Instruction:
Wherever a line holds the word "React", copy that line out.

★ ★ ★

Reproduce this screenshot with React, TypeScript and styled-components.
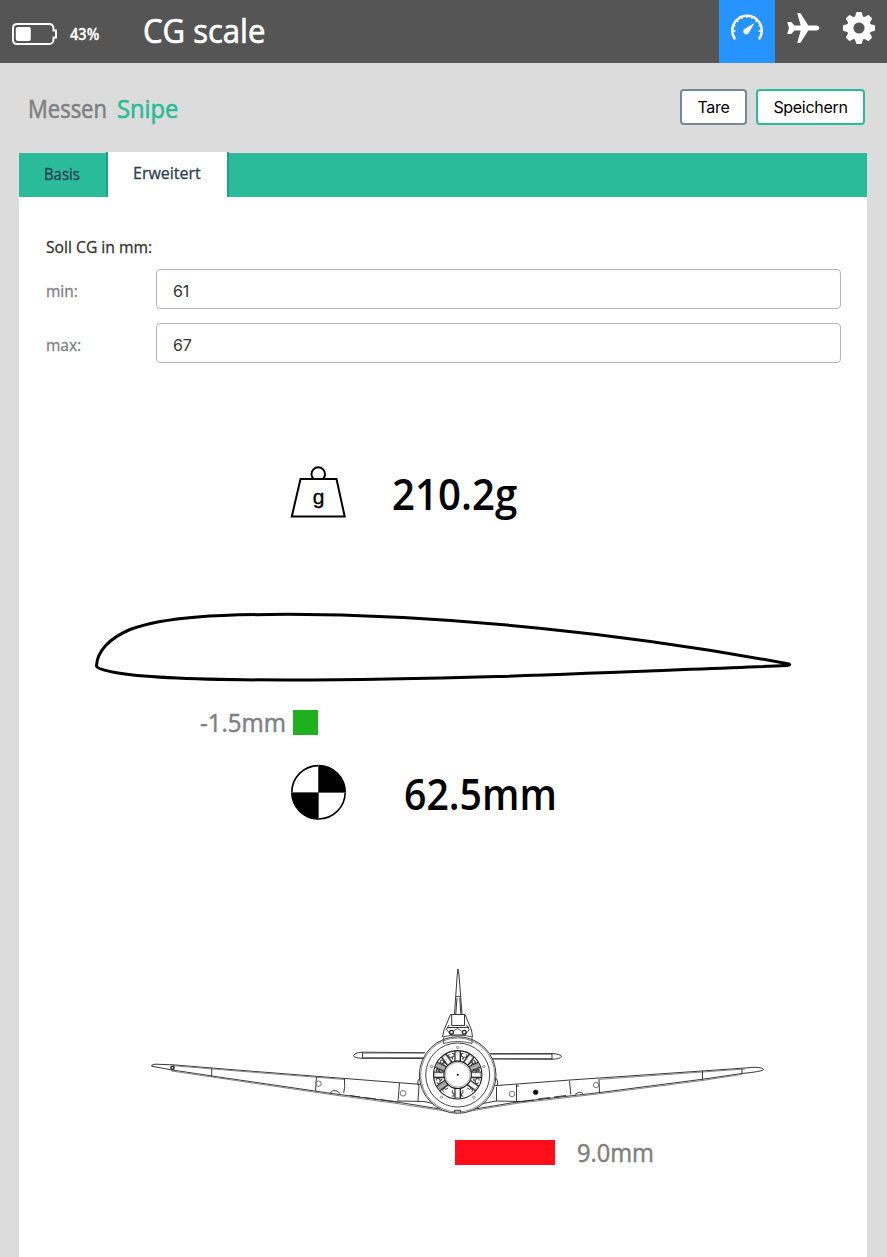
import React from "react";
import styled, { createGlobalStyle } from "styled-components";

const Global = createGlobalStyle`
  * { box-sizing: border-box; }
  body { margin: 0; background: #dcdcdc; font-family: "Trebuchet MS", "Open Sans", sans-serif; }
`;
const Page = styled.div`
  width: 887px; height: 1257px; overflow: hidden;
  display: flex; flex-direction: column; background: #dcdcdc;
`;
const Header = styled.header`
  height: 63px; background: #555; color: #fff; display: flex; flex: none;
`;
const Battery = styled.div`
  width: 142px; padding: 22px 0 0 11px; display: flex; align-items: flex-start; gap: 12px;
  span { margin-top: 3px; }
`;
const Text = styled.span<{ size: number; w: number; color?: string; weight?: number; narrow?: number; stroke?: number }>`
  display: block;
  flex: none;
  width: ${(p) => p.w}px;
  font-size: ${(p) => p.size}px;
  line-height: 1.2;
  color: ${(p) => p.color ?? "inherit"};
  font-weight: ${(p) => p.weight ?? 400};
  -webkit-text-stroke: ${(p) => p.stroke ?? 0.3}px currentColor;
  transform: scaleX(${(p) => p.narrow ?? 1});
  transform-origin: left;
  font-stretch: 88%;
  text-align: left;
  white-space: nowrap;
`;
const AppName = styled.div`flex: 1; padding: 12px 0 0 1px;`;
const NavItem = styled.div<{ active?: boolean }>`
  width: 56px; height: 63px; background: ${(p) => (p.active ? "#2693ff" : "transparent")};
  svg { display: block; }
`;
const TitleRow = styled.div`
  height: 89px; flex: none; padding: 26px 22px 0 28px; display: flex; align-items: flex-start;
`;
const Title = styled.div`flex: 1; display: flex; gap: 10px; padding-top: 4px;`;
const Button = styled.button<{ edge: string; w: number }>`
  width: ${(p) => p.w}px; height: 36px; margin-left: 9px; padding: 0;
  border: 2px solid ${(p) => p.edge}; border-radius: 4px; background: #fff; color: #000;
  font: 400 16px/32px Inter, sans-serif; letter-spacing: -0.3px;
`;
const Tabs = styled.div`
  height: 45px; margin: 0 20px 0 19px; flex: none; display: flex;
  background: linear-gradient(#dcdcdc 1px, #2abb9b 1px);
`;
const Tab = styled.div<{ active?: boolean; w: number }>`
  width: ${(p) => p.w}px; padding: ${(p) => (p.active ? 12 : 13)}px 0 0 25px;
  color: #2c3e50; border-right: 2px solid #22a085;
  background: ${(p) => (p.active ? "#fff" : "transparent")};
`;
const Card = styled.main`flex: 1; margin: 0 20px 0 19px; background: #fff; padding: 41px 26px 0 27px;`;
const Legend = styled.div`height: 31px; color: #333;`;
const Field = styled.label`
  display: flex; height: 40px; margin-bottom: 14px; align-items: center; color: #808080;
`;
const Label = styled.div`width: 110px; padding-top: 6px;`;
const Input = styled.input`
  flex: 1; height: 40px; border: 1px solid #b5b5b5; border-radius: 4px; padding: 4px 17px 0 16px;
  font: 16px Inter, sans-serif; letter-spacing: -0.2px; color: #333; background: #fff; min-width: 0;
`;
const Row = styled.div<{ h: number; left?: number; gap?: number; top?: number }>`
  height: ${(p) => p.h}px; margin-top: ${(p) => p.top ?? 0}px; padding-left: ${(p) => p.left ?? 0}px;
  display: flex; align-items: center; gap: ${(p) => p.gap ?? 0}px;
  svg { display: block; flex: none; }
`;
const Reading = styled.div`padding-top: 4px;`;
const Deviation = styled.div`padding-bottom: 2px;`;
const Bar = styled.div<{ w: number; fill: string }>`
  width: ${(p) => p.w}px; height: 25px; background: ${(p) => p.fill};
`;

const BatteryIcon = () => (
  <svg width="47" height="24" viewBox="11 22 47 24" fill="none">
    <path d="M17.500 24h31.500q4 0 4.500 4v2.500h2.500v7h-2.500v2.500q-.5 4-4.500 4H17q-4 0-4-4V28q0-4 4.500-4z" stroke="#fff" strokeWidth="1.900" />
    <rect x="15.800" y="27" width="15" height="14" rx="2" fill="#fff" />
  </svg>
);
const GaugeIcon = () => (
  <svg width="56" height="56" viewBox="719 0 56 56" fill="none" stroke="#fff">
    <path d="M735.200 39.300A14.700 14.700 0 1 1 758.800 39.300" strokeWidth="2.500" />
    <path d="M733.500 31h2M760.500 31h-2M737.200 20.700l1.300 1.300M747 16v2M756.800 20.700l-1.300 1.300M742 17.700l.5 1.300M752 17.700l-.5 1.300M733.800 25.500l1.500.5M760.200 25.500l-1.500.5" strokeWidth="1.400" />
    <path d="M754.500 23L749.200 32.200A3 3 0 1 1 745.300 28.600z" fill="#fff" stroke="none" />
  </svg>
);
const PlaneIcon = () => (
  <svg width="56" height="56" viewBox="775 0 56 56" fill="#fff">
    <path d="M797.200 13h2.300q1 0 1.500.9L808.300 25.500h8q3 .2 3 2.500t-3 2.500h-8L801 42.100q-.5.900-1.500.9h-2.300L800.700 30.500h-6.200L791.300 34H787.200L789 28l-1.800-6h4.100l3.200 3.500h6.200z" />
  </svg>
);
const GearIcon = () => (
  <svg width="56" height="56" viewBox="831 0 56 56">
    <g transform="translate(859 28)">
      <circle r="8.700" fill="none" stroke="#fff" strokeWidth="6.200" />
      {[0, 45, 90, 135, 180, 225, 270, 315].map((a) => (
        <path key={a} transform={`rotate(${a})`} d="M-5.300-10Q-3.200-12.200-2.900-15.200Q-2.800-16-2-16H2Q2.800-16 2.900-15.200Q3.200-12.200 5.300-10z" fill="#fff" />
      ))}
    </g>
  </svg>
);
const WeightIcon = () => (
  <svg width="56" height="54" viewBox="290 465 56 54" fill="none" stroke="#000" strokeWidth="2">
    <path d="M300.500 479H336.500L344.700 516.500H291.800z" />
    <path d="M313.500 479A6.800 6.800 0 1 1 323 479" />
    <text x="318.500" y="503.500" textAnchor="middle" fontFamily="Liberation Sans" fontSize="21" fill="#000" strokeWidth=".35">g</text>
  </svg>
);
const Airfoil = () => (
  <svg width="700" height="74" viewBox="94 610 700 74" fill="none" stroke="#000" strokeWidth="3" strokeLinejoin="round">
    <path d="M96.500 666C97 651 110 638 130 629.500C165 616 222 614.500 288 614.300C450 615 630 634 789 664Q791 665 787 665.500C640 671 470 680 288 680C205 680 145 678 115 672.500Q97 669 96.500 666z" />
  </svg>
);
const CgIcon = () => (
  <svg width="56" height="56" viewBox="290 764 56 56">
    <circle cx="318.500" cy="792.300" r="26.700" fill="#fff" stroke="#000" strokeWidth="1.600" />
    <path d="M318 792.500V765.500A27 27 0 0 1 345.500 792.500zM318.500 792.500V819.500A27 27 0 0 1 291.500 792.500z" />
    <path d="M291 792.500h55M318.500 765v55" stroke="#555" strokeWidth=".8" />
  </svg>
);
const FrontView = () => (
  <svg width="620" height="152" viewBox="148 965 620 152" fill="none" stroke="#222" strokeWidth=".9">
    {/* tailplane */}
    <g fill="#fff">
      <path d="M425 1052.700L362 1052.200Q354 1053 353.500 1055.500Q354 1058 362 1058.300L425 1058.500M362.500 1052.200v6" />
      <path d="M490 1053.600L552 1053.500Q561 1054.200 561.500 1056.700Q560 1059 552 1059.300L490 1059M552 1053.500v5.800" />
    </g>
    <path d="M362 1053h62M362 1057.700h62M491 1054.200h61M491 1058.500h61" stroke="#555" />
    {/* left wing */}
    <path d="M422 1084.500L345 1078.500L240 1070.300L173 1064.800L155 1064.200Q151 1064.800 151.500 1066.200L171 1069.800L212 1076L332 1093.500L400 1102.500L440 1109" />
    <path d="M173 1065.700L240 1071.200L345 1079.500M171 1070.900L212 1077L332 1094.700L397 1103.500L445 1111" stroke="#777" />
    <path d="M211.700 1068v8.500M316.500 1077l-1 14M344.500 1079q.8 8-.8 14M399.500 1083l-1.500 18M398 1101l26 .5L440 1105M419 1086l-1 15" />
    <path d="M330 1093q3-4 7-2l3 2.500M350 1095.500l10 1.500M364 1097.500l12 1.500M380 1099.500l18 2.500" />
    <circle cx="172.500" cy="1067.800" r="1.600" strokeWidth="1.500" />
    <circle cx="318.500" cy="1083.700" r="2.700" stroke="#666" />
    <circle cx="403" cy="1093.300" r="2.800" stroke="#666" />
    {/* right wing */}
    <path d="M495 1085.700L570 1080L702 1071L745 1068L755 1067.300Q763 1067.500 763.500 1069.500Q763 1071.500 742 1073.500L702 1079.300L600 1092.500L517 1102L475 1109" />
    <path d="M600 1079.300L702 1072L745 1069M742 1074.400L702 1080.500L600 1093.700L517 1103.300L470 1111" stroke="#777" />
    <path d="M702.500 1071v8.500M742 1068.800v4.500M599 1079l.5 13.500M569.500 1081l1.300 13.500M516.500 1084.500v17M496.500 1087v14M475 1105L496 1101l25 .5M516 1086h3" />
    <path d="M575 1094.500q5-4 8-1M566 1095.500l-12 1.500M550 1097.500l-12 1.500M534 1100l-17 2" />
    <circle cx="512" cy="1094" r="2.800" stroke="#666" />
    <circle cx="596" cy="1085" r="2.700" stroke="#666" />
    <circle cx="535.700" cy="1092.300" r="2.300" fill="#000" />
    {/* cowling */}
    <circle cx="457.700" cy="1075" r="38.300" fill="#fff" />
    <circle cx="457.700" cy="1075" r="37" stroke="#555" strokeWidth=".7" />
    <circle cx="457.700" cy="1075" r="32" stroke="#333" />
    <path d="M420 1078q-4 4-1 8M495.500 1078q4 4 1 8" />
    {[0, 72, 144, 216, 288].map((a) => (
      <circle key={a} cx="457.700" cy="1047.500" r="1.200" stroke="#777" strokeWidth=".8" transform={`rotate(${a} 457.700 1075)`} />
    ))}
    {/* fin and canopy */}
    <path d="M454.500 1014L457.200 975L458 969L459 975L462 1014M455.500 997q2.500-1.500 5 0M457 998l-1.200 16M459.800 998l1 16" />
    <path d="M450.500 1014.500L444 1030L442.500 1037M465 1014.500L471.500 1030L472.500 1037" />
    <path d="M450.500 1014.500h14.500M451.700 1015v10.500h12.800V1015M448 1027.500h21M449 1025l-3 5M466.500 1025l3 5" />
    <path d="M442.500 1037Q457.700 1033 472.500 1037M443.500 1037.500v6q14-4 28.500 0v-6M447 1030l4 5h14l4-5M453.500 1031l4-2.500 4 2.500" stroke="#444" />
    <circle cx="451.500" cy="1032.300" r="1.900" strokeWidth="1.300" />
    <circle cx="464.200" cy="1032.300" r="1.900" strokeWidth="1.300" />
    {/* radial engine */}
    <circle cx="457.700" cy="1074.800" r="24.200" strokeWidth="1.100" />
    {[0, 36, 65, 90, 125, 180, 235, 270, 295, 324].map((a, i) => (
      <g key={a} transform={`rotate(${a} 457.700 1074.800)`}>
        <path d="M455 1051v10.500M460.400 1051v10.500" strokeWidth="1.300" />
        <path d="M452 1053.500h2v3h-1.500v3M463.500 1053.500h-2v3h1.500v3" stroke="#333" />
        <path d="M455.700 1052h4v9h-4z" fill={i === 2 || i === 6 || i === 8 ? "#aaa" : "#fff"} stroke="#666" strokeWidth=".6" />
      </g>
    ))}
    <circle cx="457.700" cy="1074.800" r="13.700" fill="#fff" strokeWidth="1.100" />
    <circle cx="457.700" cy="1074.800" r="12.300" stroke="#888" strokeWidth=".7" />
    <circle cx="457.700" cy="1074.800" r="1" fill="#000" stroke="none" />
    <path d="M454.500 1112.500v-2.200h6v2.200" />
  </svg>
);

export default function App() {
  return (
    <Page>
      <Global />
      <Header>
        <Battery><BatteryIcon /><Text size={16} w={30} weight={600} narrow={0.91} stroke={0.3}>43%</Text></Battery>
        <AppName><Text size={32} w={124} narrow={0.97} stroke={0.7}>CG scale</Text></AppName>
        <NavItem active><GaugeIcon /></NavItem>
        <NavItem><PlaneIcon /></NavItem>
        <NavItem><GearIcon /></NavItem>
      </Header>
      <TitleRow>
        <Title>
          <Text size={25} w={79} narrow={0.88} color="#808080" stroke={0.6}>Messen</Text>
          <Text size={25} w={64} narrow={0.95} color="#2abb9b" stroke={0.6}>Snipe</Text>
        </Title>
        <Button edge="#778899" w={67}>Tare</Button>
        <Button edge="#2abb9b" w={109}>Speichern</Button>
      </TitleRow>
      <Tabs>
        <Tab w={89}><Text size={16} w={36} narrow={0.93}>Basis</Text></Tab>
        <Tab w={121} active><Text size={16} w={68}>Erweitert</Text></Tab>
      </Tabs>
      <Card>
        <Legend><Text size={16} w={107} narrow={0.98}>Soll CG in mm:</Text></Legend>
        <Field><Label><Text size={16} w={33} narrow={0.97}>min:</Text></Label><Input defaultValue="61" /></Field>
        <Field><Label><Text size={16} w={36} narrow={0.97}>max:</Text></Label><Input defaultValue="67" /></Field>
        <Row h={54} top={102} left={244} gap={46}>
          <WeightIcon />
          <Reading><Text size={43} w={126} narrow={0.935} weight={600} stroke={0}>210.2g</Text></Reading>
        </Row>
        <Row h={74} top={91} left={48}><Airfoil /></Row>
        <Row h={25} top={26} left={154} gap={7}>
          <Deviation><Text size={25} w={86} narrow={0.96} color="#808080" stroke={0.5}>-1.5mm</Text></Deviation>
          <Bar w={25} fill="#1eb01e" />
        </Row>
        <Row h={56} top={29} left={244} gap={58}>
          <CgIcon />
          <Reading><Text size={43} w={152} narrow={0.912} weight={600} stroke={0}>62.5mm</Text></Reading>
        </Row>
        <Row h={152} top={145} left={102}><FrontView /></Row>
        <Row h={25} top={23} left={409} gap={22}>
          <Bar w={100} fill="#ff0d1a" />
          <Deviation><Text size={25} w={78} narrow={0.945} color="#808080" stroke={0.5}>9.0mm</Text></Deviation>
        </Row>
      </Card>
    </Page>
  );
}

★ ★ ★

Output of the task:
Reproduce this screenshot with React, TypeScript and styled-components.
import React from "react";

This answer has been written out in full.